Just as we need to be able to identify religious dimensions of conflicts, we need also to be able to admit the religious dimension of terrorism. Religious definition skeptics argue against traditional understandings of religion in terms of “creed, cult, code, and canon/conduct/community.” (Religion 1.0) (The fourth leg of this definitional table has several variations. They typically focus on the rituals, practices, and close communities of “lived religion.” (Religion 2.0) But what we may be seeing with these “religiously” inspired terrorist groups in the form of transnational communities based on identity, belonging, and terrorism may be a new form of religion. (Religion 3.0)

This new version of religion–if it is, in fact, new–is powerful stuff. As the religion scholar and writer, Reza Aslan, has described it:

What both the believers and the critics often miss is that religion is often far more a matter of identity than it is a matter of beliefs and practices. The phrase “I am a Muslim,” “I am a Christian,” “I am a Jew” and the like is, often, not so much a description of what a person believes or what rituals he or she follows, as a simple statement of identity, of how the speaker views her or his place in the world. As a form of identity, religion is inextricable from all the other factors that make up a person’s self-­understanding, like culture, ethnicity, nationality, gender and sexual orientation. . . .

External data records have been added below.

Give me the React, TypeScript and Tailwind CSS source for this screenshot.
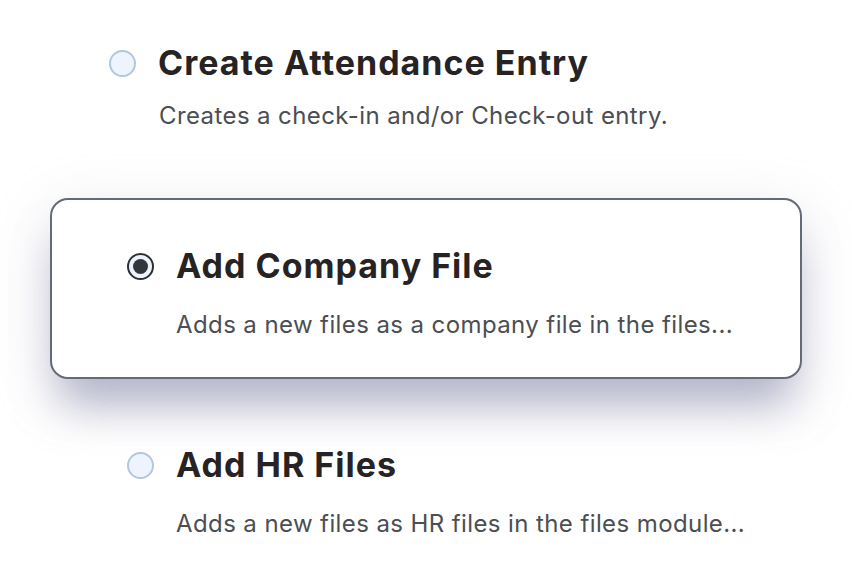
import React from "react";

type Option = {
  id: string;
  title: string;
  description: string;
};

const OPTIONS: Option[] = [
  {
    id: "attendance",
    title: "Create Attendance Entry",
    description: "Creates a check-in and/or Check-out entry.",
  },
  {
    id: "company-file",
    title: "Add Company File",
    description: "Adds a new files as a company file in the files...",
  },
  {
    id: "hr-files",
    title: "Add HR Files",
    description: "Adds a new files as HR files in the files module...",
  },
];

function Radio({ checked }: { checked: boolean }) {
  if (checked) {
    return (
      <span className="flex h-[27px] w-[27px] shrink-0 items-center justify-center rounded-full border-2 border-[#2b2f35] bg-[#eef3fb]">
        <span className="h-[15px] w-[15px] rounded-full bg-[#33373d]" />
      </span>
    );
  }
  return (
    <span className="h-[27px] w-[27px] shrink-0 rounded-full border-2 border-[#b3c6dd] bg-[#eef4fd]" />
  );
}

export default function App() {
  const selected = "company-file";

  return (
    <div
      className="h-[579px] w-[852px] overflow-hidden bg-white"
      style={{ fontFamily: "Inter, 'Noto Sans', sans-serif" }}
    >
      {/* first option, not selected */}
      <div className="pl-[109px] pt-[43px]">
        <div className="flex items-center gap-[22px]">
          <Radio checked={false} />
          <h2 className="text-[34px] font-bold leading-[40px] tracking-[1px] text-[#272324]">
            {OPTIONS[0].title}
          </h2>
        </div>
        <p className="mt-[18px] pl-[50px] text-[24px] leading-[30px] tracking-[0.4px] text-[#4b4e53]">
          {OPTIONS[0].description}
        </p>
      </div>

      {/* selected option card */}
      <div className="ml-[50px] mt-[67px] w-[752px] rounded-[18px] border-2 border-[#646b75] bg-white pb-[37px] pl-[75px] pt-[46px] shadow-[0_36px_44px_-10px_rgba(140,142,172,0.6),0_14px_56px_rgba(175,177,200,0.3)]">
        <div className="flex items-center gap-[22px]">
          <Radio checked={selected === OPTIONS[1].id} />
          <h2 className="text-[34px] font-bold leading-[40px] tracking-[1px] text-[#272324]">
            {OPTIONS[1].title}
          </h2>
        </div>
        <p className="mt-[24px] pl-[49px] text-[24px] leading-[30px] tracking-[0.4px] text-[#4b4e53]">
          {OPTIONS[1].description}
        </p>
      </div>

      {/* third option */}
      <div className="pl-[127px] pt-[66px]">
        <div className="flex items-center gap-[22px]">
          <Radio checked={selected === OPTIONS[2].id} />
          <h2 className="text-[34px] font-bold leading-[40px] tracking-[1px] text-[#272324]">
            {OPTIONS[2].title}
          </h2>
        </div>
        <p className="mt-[24px] pl-[49px] text-[24px] leading-[30px] tracking-[0.4px] text-[#4b4e53]">
          {OPTIONS[2].description}
        </p>
      </div>
    </div>
  );
}
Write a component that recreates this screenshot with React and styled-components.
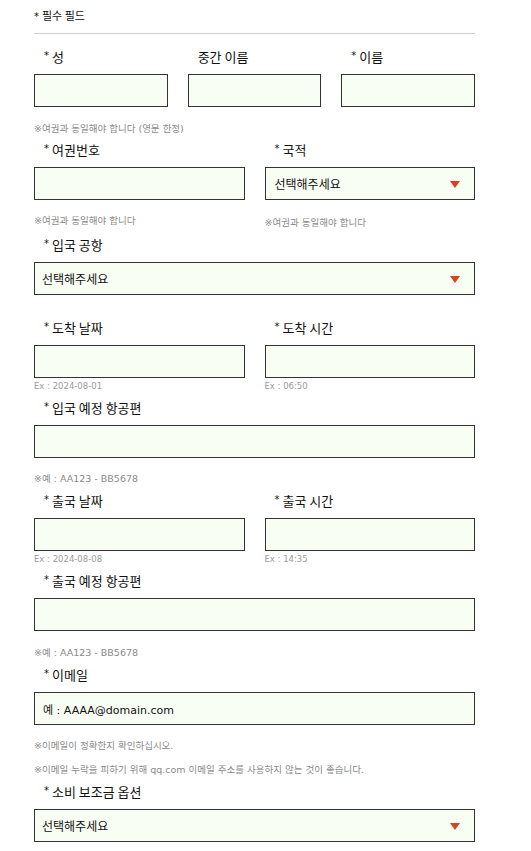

No religion exists in a vacuum. On the contrary, every faith is rooted in the soil in which it is planted. It is a fallacy to believe that people of faith derive their values primarily from their Scriptures. The opposite is true. People of faith insert their values into their Scriptures, reading them through the lens of their own cultural, ethnic, nationalistic and even political perspectives.

We may need better scholarly resources and policy responses to understand the phenomenon of religion and identity, particularly since it seems to be connected with much of the religious violence and terrorism that we are seeing today.  The first step would be to acknowledge its religious dimension–whatever that turns out to mean.